**Your goal:** Repeat the listing word for word. No pictures belong in the copy.

------------------------

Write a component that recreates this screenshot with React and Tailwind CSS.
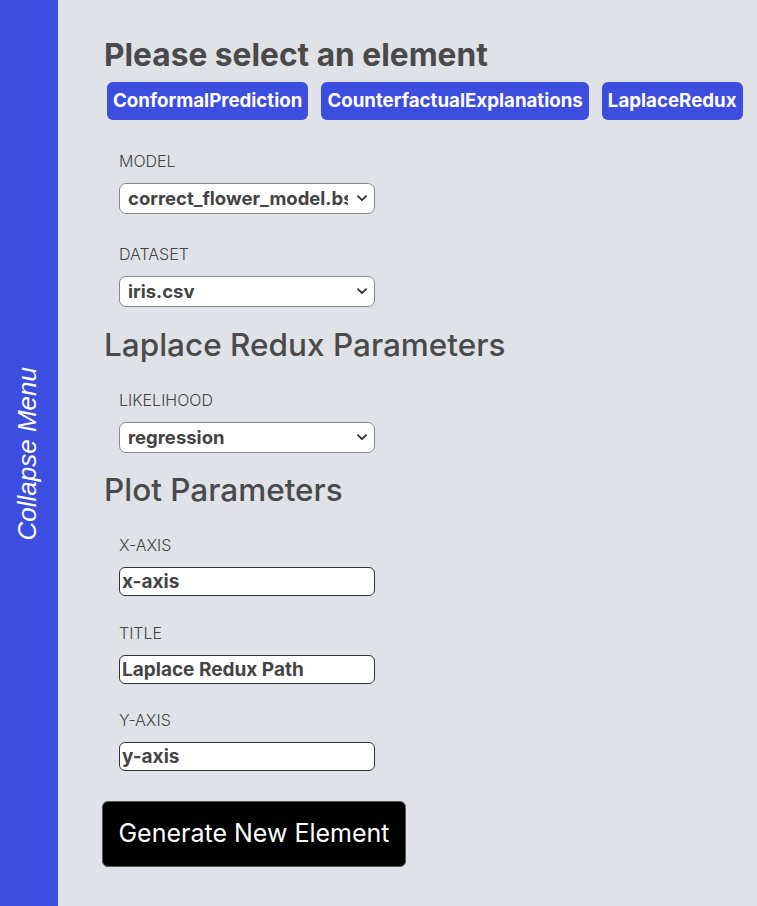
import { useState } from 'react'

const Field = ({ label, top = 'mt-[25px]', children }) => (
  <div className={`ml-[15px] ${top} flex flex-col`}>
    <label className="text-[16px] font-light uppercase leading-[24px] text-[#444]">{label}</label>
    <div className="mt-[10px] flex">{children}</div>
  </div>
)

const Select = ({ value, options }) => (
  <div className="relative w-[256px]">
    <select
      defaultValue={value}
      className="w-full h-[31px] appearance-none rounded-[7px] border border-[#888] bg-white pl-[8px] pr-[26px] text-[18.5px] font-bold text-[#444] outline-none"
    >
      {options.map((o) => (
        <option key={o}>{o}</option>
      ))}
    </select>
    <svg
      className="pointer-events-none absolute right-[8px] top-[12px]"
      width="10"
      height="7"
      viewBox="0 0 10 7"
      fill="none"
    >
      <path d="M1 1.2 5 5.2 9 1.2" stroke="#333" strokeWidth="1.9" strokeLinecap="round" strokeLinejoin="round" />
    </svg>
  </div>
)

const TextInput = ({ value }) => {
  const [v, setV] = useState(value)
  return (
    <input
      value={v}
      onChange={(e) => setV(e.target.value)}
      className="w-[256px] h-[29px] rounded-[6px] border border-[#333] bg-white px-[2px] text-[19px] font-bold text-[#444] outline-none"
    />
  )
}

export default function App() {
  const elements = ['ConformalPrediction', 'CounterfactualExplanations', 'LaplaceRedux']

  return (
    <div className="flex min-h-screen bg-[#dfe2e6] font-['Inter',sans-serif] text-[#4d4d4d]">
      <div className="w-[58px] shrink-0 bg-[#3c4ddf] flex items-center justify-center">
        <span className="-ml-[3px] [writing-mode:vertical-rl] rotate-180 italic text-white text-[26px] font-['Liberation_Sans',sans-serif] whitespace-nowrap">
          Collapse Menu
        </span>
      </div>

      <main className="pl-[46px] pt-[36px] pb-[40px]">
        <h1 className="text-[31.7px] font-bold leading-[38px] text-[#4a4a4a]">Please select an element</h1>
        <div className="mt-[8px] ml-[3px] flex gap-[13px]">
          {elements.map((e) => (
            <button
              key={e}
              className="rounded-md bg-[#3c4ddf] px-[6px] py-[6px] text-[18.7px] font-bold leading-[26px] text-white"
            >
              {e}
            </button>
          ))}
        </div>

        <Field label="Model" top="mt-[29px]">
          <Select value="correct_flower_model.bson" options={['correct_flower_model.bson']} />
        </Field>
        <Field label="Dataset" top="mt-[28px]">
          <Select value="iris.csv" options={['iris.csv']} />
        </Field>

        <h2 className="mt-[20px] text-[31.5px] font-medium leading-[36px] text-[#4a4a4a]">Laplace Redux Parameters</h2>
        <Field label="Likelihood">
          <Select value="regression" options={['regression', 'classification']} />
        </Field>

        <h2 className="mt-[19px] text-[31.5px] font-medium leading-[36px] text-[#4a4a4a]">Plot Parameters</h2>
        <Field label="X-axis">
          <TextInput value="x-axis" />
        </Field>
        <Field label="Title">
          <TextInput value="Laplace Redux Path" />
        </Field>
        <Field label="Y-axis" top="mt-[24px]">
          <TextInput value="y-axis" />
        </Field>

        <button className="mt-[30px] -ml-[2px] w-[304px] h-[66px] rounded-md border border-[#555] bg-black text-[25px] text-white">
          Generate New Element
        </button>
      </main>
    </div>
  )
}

------------------------

**The solution:**
Write a component that recreates this screenshot with React and Tailwind CSS.
import { useState } from 'react'

const Field = ({ label, top = 'mt-[25px]', children }) => (
  <div className={`ml-[15px] ${top} flex flex-col`}>
    <label className="text-[16px] font-light uppercase leading-[24px] text-[#444]">{label}</label>
    <div className="mt-[10px] flex">{children}</div>
  </div>
)

const Select = ({ value, options }) => (
  <div className="relative w-[256px]">
    <select
      defaultValue={value}
      className="w-full h-[31px] appearance-none rounded-[7px] border border-[#888] bg-white pl-[8px] pr-[26px] text-[18.5px] font-bold text-[#444] outline-none"
    >
      {options.map((o) => (
        <option key={o}>{o}</option>
      ))}
    </select>
    <svg
      className="pointer-events-none absolute right-[8px] top-[12px]"
      width="10"
      height="7"
      viewBox="0 0 10 7"
      fill="none"
    >
      <path d="M1 1.2 5 5.2 9 1.2" stroke="#333" strokeWidth="1.9" strokeLinecap="round" strokeLinejoin="round" />
    </svg>
  </div>
)

const TextInput = ({ value }) => {
  const [v, setV] = useState(value)
  return (
    <input
      value={v}
      onChange={(e) => setV(e.target.value)}
      className="w-[256px] h-[29px] rounded-[6px] border border-[#333] bg-white px-[2px] text-[19px] font-bold text-[#444] outline-none"
    />
  )
}

export default function App() {
  const elements = ['ConformalPrediction', 'CounterfactualExplanations', 'LaplaceRedux']

  return (
    <div className="flex min-h-screen bg-[#dfe2e6] font-['Inter',sans-serif] text-[#4d4d4d]">
      <div className="w-[58px] shrink-0 bg-[#3c4ddf] flex items-center justify-center">
        <span className="-ml-[3px] [writing-mode:vertical-rl] rotate-180 italic text-white text-[26px] font-['Liberation_Sans',sans-serif] whitespace-nowrap">
          Collapse Menu
        </span>
      </div>

      <main className="pl-[46px] pt-[36px] pb-[40px]">
        <h1 className="text-[31.7px] font-bold leading-[38px] text-[#4a4a4a]">Please select an element</h1>
        <div className="mt-[8px] ml-[3px] flex gap-[13px]">
          {elements.map((e) => (
            <button
              key={e}
              className="rounded-md bg-[#3c4ddf] px-[6px] py-[6px] text-[18.7px] font-bold leading-[26px] text-white"
            >
              {e}
            </button>
          ))}
        </div>

        <Field label="Model" top="mt-[29px]">
          <Select value="correct_flower_model.bson" options={['correct_flower_model.bson']} />
        </Field>
        <Field label="Dataset" top="mt-[28px]">
          <Select value="iris.csv" options={['iris.csv']} />
        </Field>

        <h2 className="mt-[20px] text-[31.5px] font-medium leading-[36px] text-[#4a4a4a]">Laplace Redux Parameters</h2>
        <Field label="Likelihood">
          <Select value="regression" options={['regression', 'classification']} />
        </Field>

        <h2 className="mt-[19px] text-[31.5px] font-medium leading-[36px] text-[#4a4a4a]">Plot Parameters</h2>
        <Field label="X-axis">
          <TextInput value="x-axis" />
        </Field>
        <Field label="Title">
          <TextInput value="Laplace Redux Path" />
        </Field>
        <Field label="Y-axis" top="mt-[24px]">
          <TextInput value="y-axis" />
        </Field>

        <button className="mt-[30px] -ml-[2px] w-[304px] h-[66px] rounded-md border border-[#555] bg-black text-[25px] text-white">
          Generate New Element
        </button>
      </main>
    </div>
  )
}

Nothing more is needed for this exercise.